I much prefer having the code over _here_, and then having the results in a separate pane over _there_. Jupyter style mixing of inputs and outputs tends to confuse me, and in my hands gets very messy very quickly.

The slides in this light hearted talk from JupyterCon in 2018 probably give a better explanation than I could.

https://conferences.oreilly.com/jupyter/jup-ny/public/schedu...

account-5 · on Aug 5, 2023

If like to know too. I learned python in jupyter notebooks. It makes experimenting and incremental development much easier (IMO) provided you remember to account for the current state of the notebook, which sometimes has me pulling my hair out.

mbreese · on Aug 5, 2023

> provided you remember to account for the current state of the notebook

Notebook style development is considered an anti pattern in most situations for this reason. It is too easy to execute out of order. Even the original parent of this thread said they recite the entire notebook every time to ensure they catch these issues. But, it’s not perfect and you can have leftover state this way too if you’re not careful.

My guess is that this is the reason the GP here is so against them. I find them helpful for data exploration, but that’s it.

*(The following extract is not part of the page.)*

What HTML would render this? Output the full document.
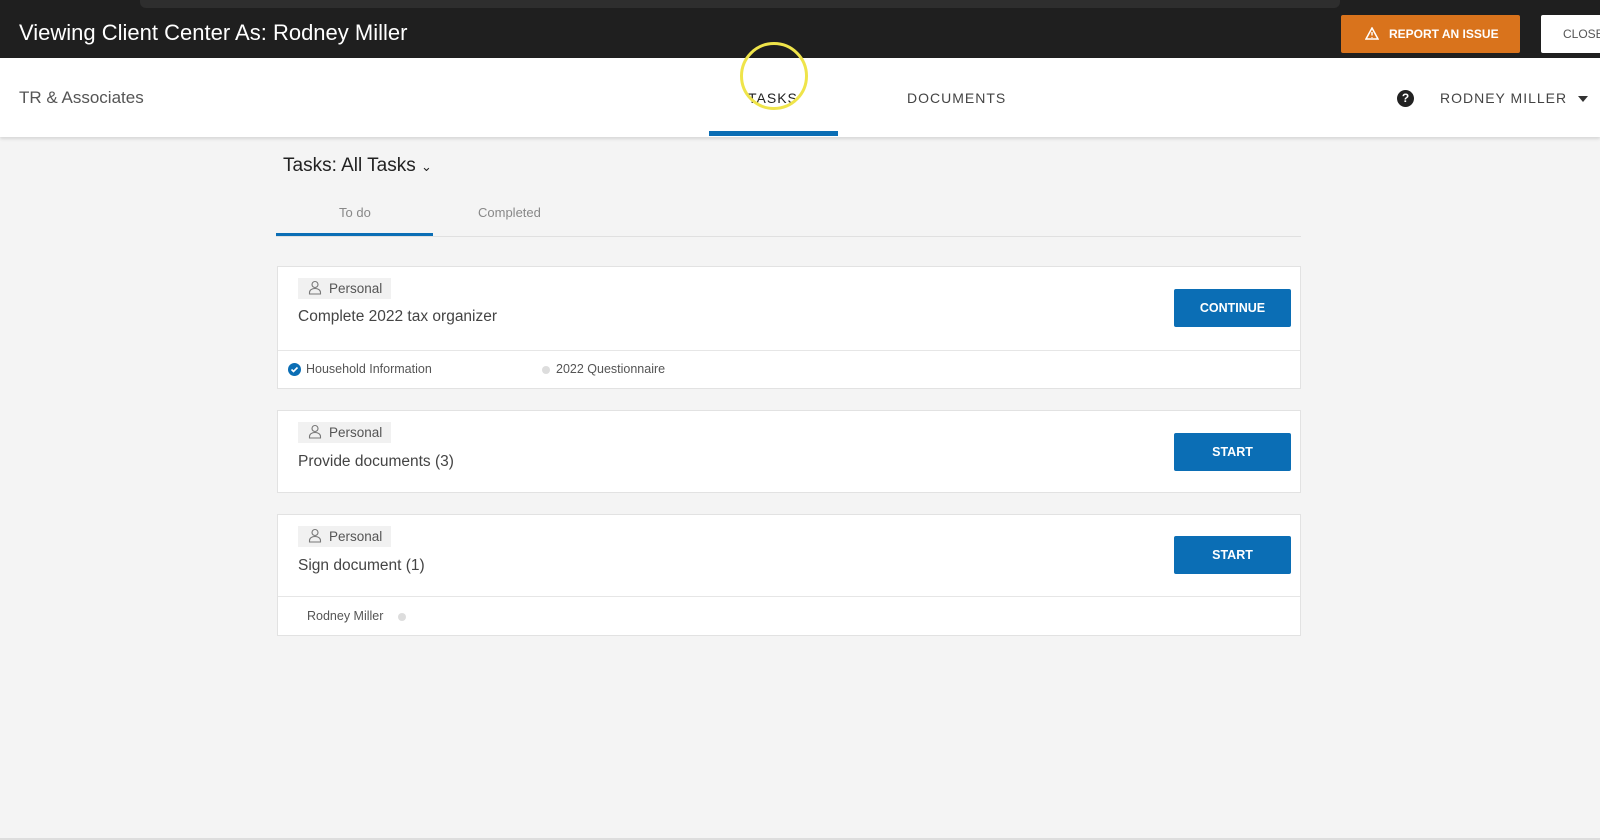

account-5 · on Aug 5, 2023

Yeah I can't argue against that, I've been stung way to many times with it. Never heard of the term "anti pattern" before but yeah I get it.

hughesjj · on Aug 4, 2023

Not OP but I often code in the REPL for python as well. Sometimes I'll stub out my code and just drop into an interactive debugger where I'm writing the next section.

In the python debugger, if you type `interact`, it'll give you the normal python repl. This combined with the `help` and `dirs` are super useful for learning new frameworks/libraries and coding with your actual data.

Tokumei-no-hito · on Aug 7, 2023

What interactive debugger IDE are you using that lets you enter “interact”?

hughesjj · on Aug 8, 2023

pdb, the one shipped with python

extr · on Aug 5, 2023

Good idea to code in the debugger. Going to try that.